Question

A simple pendulum of length $L$ and having a bob of mass $m$ is suspended in a car. The car is moving on a circular track of radius $R $ with a uniform speed $v$. If the pendulum makes small oscillations in a radial direction about its equilibrium position, its time period of oscillation is

• A. $T=2\pi \sqrt{\frac{L}{g}}$
• B. $T=2\pi \sqrt{\frac{L}{\sqrt{g^{2}+\frac{V^{4}}{R^{2}}}}}$
• C. $T=2\pi \sqrt{\frac{L}{\sqrt{g^{2}+\frac{V^{2}}{R}}}}$
• D. $T=2\pi \sqrt{\frac{L}{\sqrt{g^{2}-\frac{V^{4}}{R^{2}}}}}$

Answer 1

Answer: (B)

The bob of the pendulum has two accelerations:
(i) Centripetal acceleration, $a_{c}=\frac{V^{2}}{R}$ It acts horizontally
(ii) Acceleration due to gravity = g.
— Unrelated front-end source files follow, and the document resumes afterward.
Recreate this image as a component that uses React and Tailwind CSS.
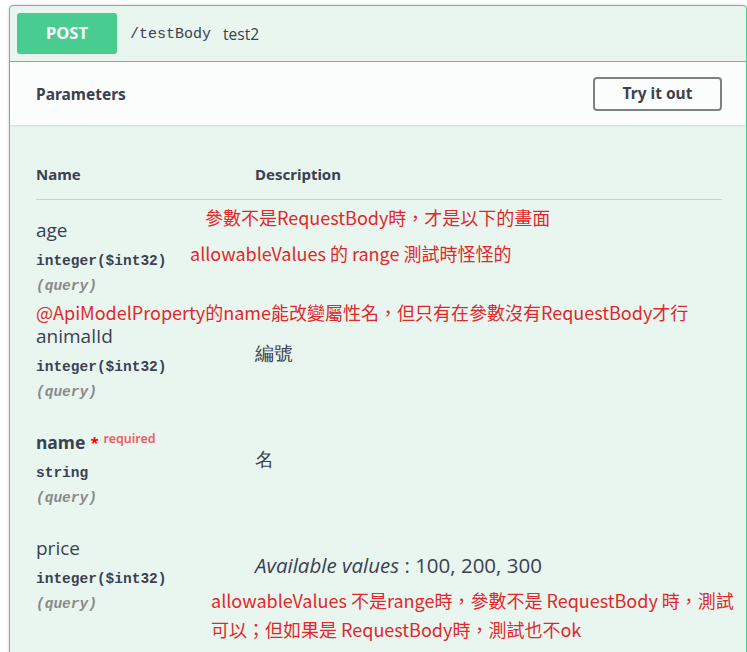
import React from "react";

const sans = "font-['Open_Sans','Noto_Sans',sans-serif]";
const head = "font-['Noto_Sans','Open_Sans',sans-serif]";
const mono = "font-['Liberation_Mono','DejaVu_Sans_Mono',monospace]";
const note = "font-['Noto_Sans_CJK_TC','Noto_Sans',sans-serif] text-[#e0282c]";

function ParamRow({ name, required, type, children }) {
  return (
    <div className="flex pt-[15px] pb-[9px]">
      <div className="w-[219px] shrink-0">
        <div className="h-[30px] flex items-center">
          {required ? (
            <span className={`${head} text-[17.5px] font-bold text-[#3b4151]`}>
              {name}
              <span className="relative -top-[1px] ml-[5px] text-[#ff0000] text-[15px]">*</span>
              <span className="relative -top-[6px] ml-[5px] text-[12.5px] font-semibold text-[#f25c5c]">required</span>
            </span>
          ) : (
            <span className={`${sans} text-[19px] text-[#3b4151]`}>{name}</span>
          )}
        </div>
        <div className={`h-[28px] pt-[6px] flex items-center ${mono} text-[14.5px] font-bold text-[#3b4151]`}>{type}</div>
        <div className={`h-[24px] pt-[4px] flex items-center ${mono} text-[14.5px] italic font-bold text-[#8a8a8a]`}>(query)</div>
      </div>
      <div className="flex-1 pt-[20px]">
        <div className={`${sans} text-[19px] leading-[24px] text-[#3b4151]`}>{children}</div>
      </div>
    </div>
  );
}

export default function App() {
  return (
    <div className="relative h-[652px] bg-white overflow-hidden">
      <div className="ml-[9px] mt-[5px] w-[738px] border border-[#49cc90] rounded-[4px] bg-[#e8f6ef] shadow-[0_0_3px_rgba(0,0,0,0.19)]">
        <div className="flex items-center p-[7px] border-b border-[#49cc90]">
          <div className={`w-[100px] h-[41px] rounded-[3px] bg-[#49cc90] flex items-center justify-center ${head} text-[16.5px] font-bold text-white`}>
            POST
          </div>
          <span className={`ml-[13px] mt-[4px] ${mono} text-[15px] text-[#3b4151]`}>/testBody</span>
          <span className={`ml-[12px] mt-[3px] ${sans} text-[15.5px] text-[#3b4151]`}>test2</span>
        </div>
        <div className="flex items-center justify-between pl-[26px] pr-[24px] h-[63px] bg-[#fbfdfc] shadow-[0_1px_2px_rgba(0,0,0,0.1)]">
          <span className={`${head} mt-[2px] text-[15.5px] font-bold text-[#3b4151]`}>Parameters</span>
          <button className={`w-[129px] h-[34px] border-2 border-[#808080] rounded-[4px] ${head} text-[15.5px] font-bold text-[#3b4151]`}>
            Try it out
          </button>
        </div>
        <div className="pl-[26px] pr-[24px] pb-[60px]">
          <div className="flex pt-[37px] pb-[13px] border-b border-[#c8d2cd]">
            <div className={`w-[219px] h-[24px] flex items-center ${head} text-[15px] font-bold text-[#3b4151]`}>Name</div>
            <div className={`h-[24px] flex items-center ${head} text-[15px] font-bold text-[#3b4151]`}>Description</div>
          </div>
          <ParamRow name="age" type="integer($int32)" />
          <ParamRow name="animalId" type="integer($int32)">編號</ParamRow>
          <ParamRow name="name" required type="string">名</ParamRow>
          <ParamRow name="price" type="integer($int32)">
            <span className="text-[20.5px]">
              <i>Available values</i> : 100, 200, 300
            </span>
          </ParamRow>
        </div>
      </div>

      <div className={`absolute left-[205px] top-[205px] leading-[24px] text-[18px] ${note}`}>
        參數不是RequestBody時，才是以下的畫面
      </div>
      <div className={`absolute left-[190px] top-[241px] leading-[24px] text-[18px] ${note}`}>
        allowableValues 的 range 測試時怪怪的
      </div>
      <div className={`absolute left-[36px] top-[300px] leading-[24px] text-[18px] ${note}`}>
        @ApiModelProperty的name能改變屬性名，但只有在參數沒有RequestBody才行
      </div>
      <div className={`absolute left-[211px] top-[586px] leading-[29px] text-[18px] whitespace-nowrap ${note}`}>
        allowableValues 不是range時，參數不是 RequestBody 時，測試
        <br />
        可以；但如果是 RequestBody時，測試也不ok
      </div>
    </div>
  );
}
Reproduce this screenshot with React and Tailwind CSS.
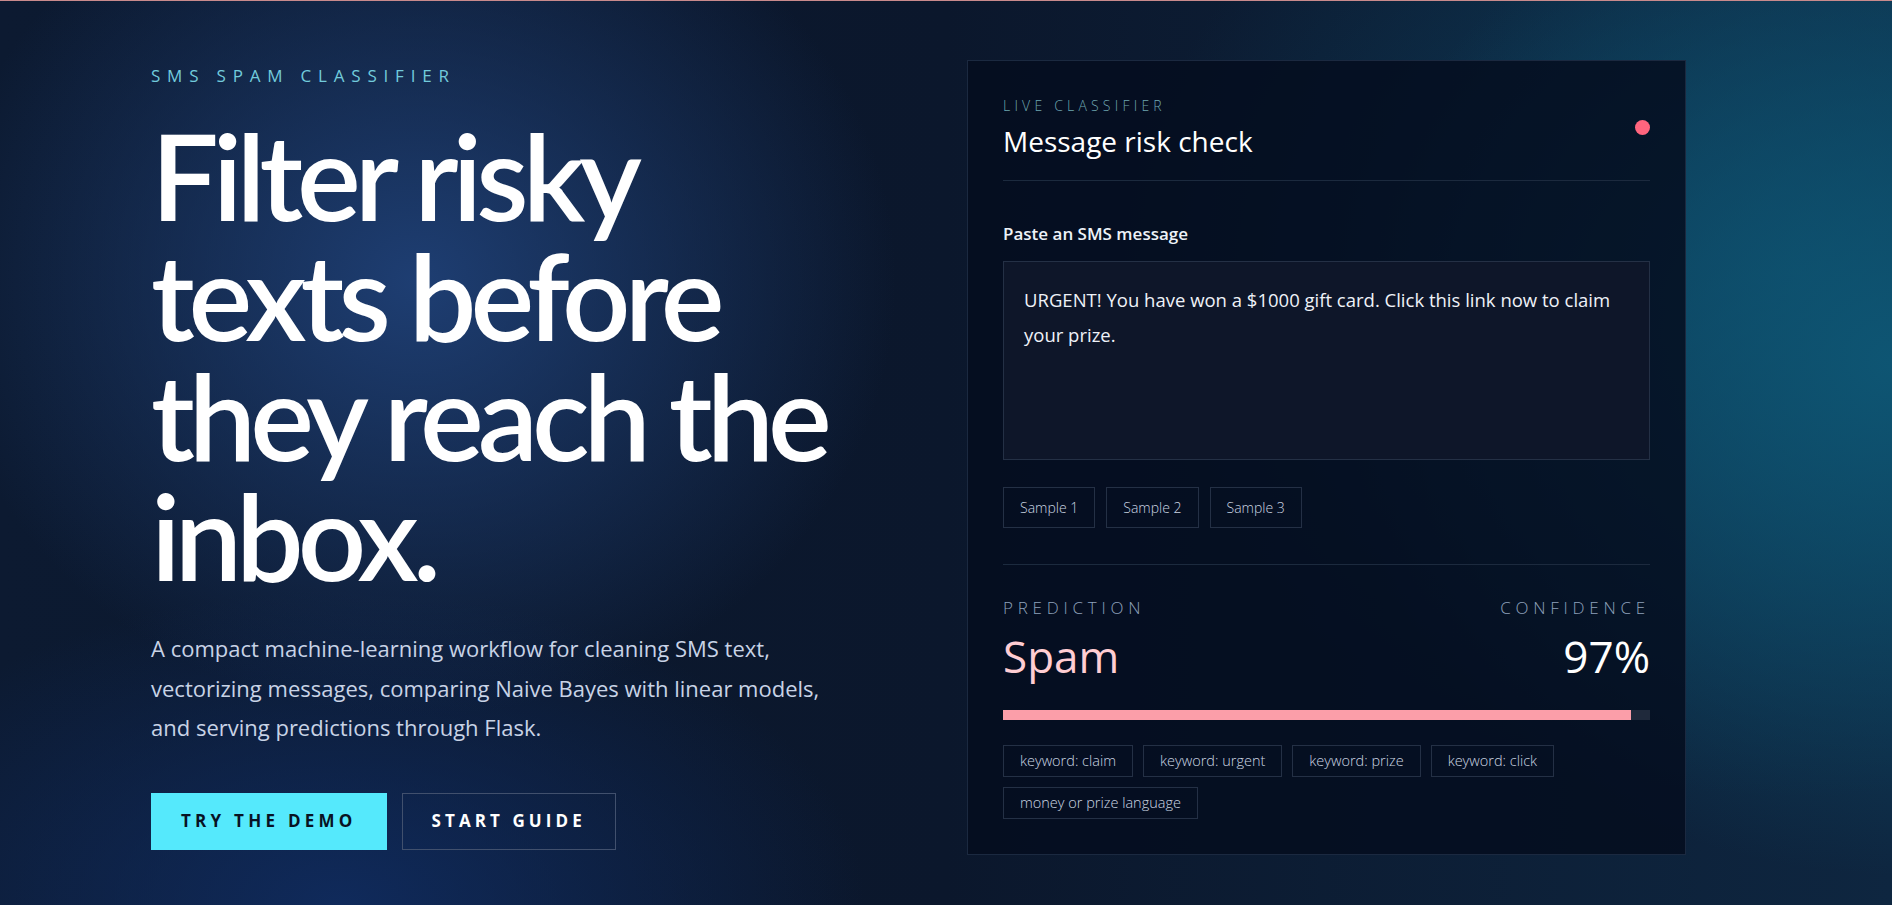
const samples = ['Sample 1', 'Sample 2', 'Sample 3']
const signals = ['keyword: claim', 'keyword: urgent', 'keyword: prize', 'keyword: click', 'money or prize language']

export default function App() {
  const confidence = 97

  return (
    <div className="min-h-[905px] w-full border-t border-[#c98a8c] font-['Open_Sans','Liberation_Sans',sans-serif] text-white bg-[#0b172d] bg-[radial-gradient(ellipse_640px_580px_at_22%_31%,rgba(31,64,118,0.95),transparent_75%),radial-gradient(ellipse_700px_640px_at_100%_40%,rgba(14,88,118,0.9),transparent_80%),radial-gradient(ellipse_900px_700px_at_95%_30%,rgba(13,70,100,0.8),transparent_75%),radial-gradient(ellipse_700px_420px_at_18%_100%,rgba(16,44,96,0.9),transparent_75%),linear-gradient(90deg,#0c1a31,#0b172c_50%,#0e2640)]">
      <div className="flex pl-[151px] pt-[59px]">
        {/* hero copy */}
        <div className="w-[816px] pt-[4px]">
          <p className="text-[17px] leading-[24px] tracking-[0.4em] text-[#72cbdc]">SMS SPAM CLASSIFIER</p>
          <h1 className="mt-[27px] max-w-[700px] font-['Lato','Open_Sans',sans-serif] text-[120px] leading-[120px] font-semibold tracking-[-0.05em]">
            Filter risky texts before they reach the inbox.
          </h1>
          <p className="mt-[34px] max-w-[690px] text-[22px] leading-[39.5px] text-[#c8d3e6]">
            A compact machine-learning workflow for cleaning SMS text, vectorizing messages, comparing Naive Bayes with linear models, and serving predictions through Flask.
          </p>
          <div className="mt-[45px] flex gap-[15px]">
            <button className="h-[57px] bg-[#55e9fc] px-[30px] text-[17px] font-bold tracking-[0.25em] text-[#081223]">TRY THE DEMO</button>
            <button className="h-[57px] border border-[#41506d] px-[29px] text-[17px] font-bold tracking-[0.24em] text-white">START GUIDE</button>
          </div>
        </div>

        {/* classifier card */}
        <div className="w-[719px] h-[795px] border border-[#1b2940] bg-[#050d1f]/85 p-[35px]">
          <div className="flex items-start justify-between border-b border-[#1c2a3e] pb-[21px]">
            <div>
              <p className="text-[14px] leading-[20px] font-light tracking-[0.3em] text-[#6fa6b0]">LIVE CLASSIFIER</p>
              <h2 className="mt-[7px] text-[28px] leading-[36px] text-white">Message risk check</h2>
            </div>
            <span className="mt-[24px] h-[15px] w-[15px] rounded-full bg-[#ff657e]" />
          </div>

          <div className="border-b border-[#1c2a3e] pb-[36px]">
            <label className="mt-[41px] block text-[17px] leading-[24px] font-semibold text-[#eef2f8]">Paste an SMS message</label>
            <textarea
              readOnly
              defaultValue="URGENT! You have won a $1000 gift card. Click this link now to claim your prize."
              className="mt-[15px] block h-[199px] w-full resize-none border border-[#243045] bg-[#0e1629] p-[20px] text-[18.5px] leading-[35px] text-[#eef2f8] outline-none"
            />
            <div className="mt-[27px] flex gap-[11px]">
              {samples.map((s) => (
                <button key={s} className="h-[41px] border border-[#243045] px-[16px] text-[14px] font-light text-[#cbd5e1]">{s}</button>
              ))}
            </div>
          </div>

          <div className="pt-[31px]">
            <div className="flex justify-between text-[17px] leading-[24px] font-light tracking-[0.28em] text-[#8ea1bb]">
              <span>PREDICTION</span>
              <span>CONFIDENCE</span>
            </div>
            <div className="mt-[10px] flex items-baseline justify-between text-[44px] leading-[52px]">
              <span className="font-medium text-[#ffcdd3]">Spam</span>
              <span className="text-white">{confidence}%</span>
            </div>
            <div className="mt-[28px] h-[10px] w-full bg-[#1f293b]">
              <div className="h-full bg-[#fb9ea9]" style={{ width: `${confidence}%` }} />
            </div>
            <div className="mt-[25px] flex flex-wrap gap-x-[10px] gap-y-[10px]">
              {signals.map((t) => (
                <span key={t} className="border border-[#243045] px-[16px] py-[5px] text-[14.5px] leading-[20px] font-light text-[#cbd5e1]">{t}</span>
              ))}
            </div>
          </div>
        </div>
      </div>
    </div>
  )
}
It acts vertically downwards
The effective acceleration due to gravity.
$g'=\sqrt{g^{2}+a_{c}^{2}}$
$=\sqrt{g^{2}+\left(\frac{v^{2}}{R}\right)^{2}}$
$\sqrt{g^{2}+\frac{v^{4}}{R^{2}}}$
$\therefore $ Time period, $T=2\pi \sqrt{\frac{L}{g'}}=2\pi $
$\sqrt{\frac{L}{\sqrt{g^{2}+\frac{v^{4}}{R^{2}}}}}$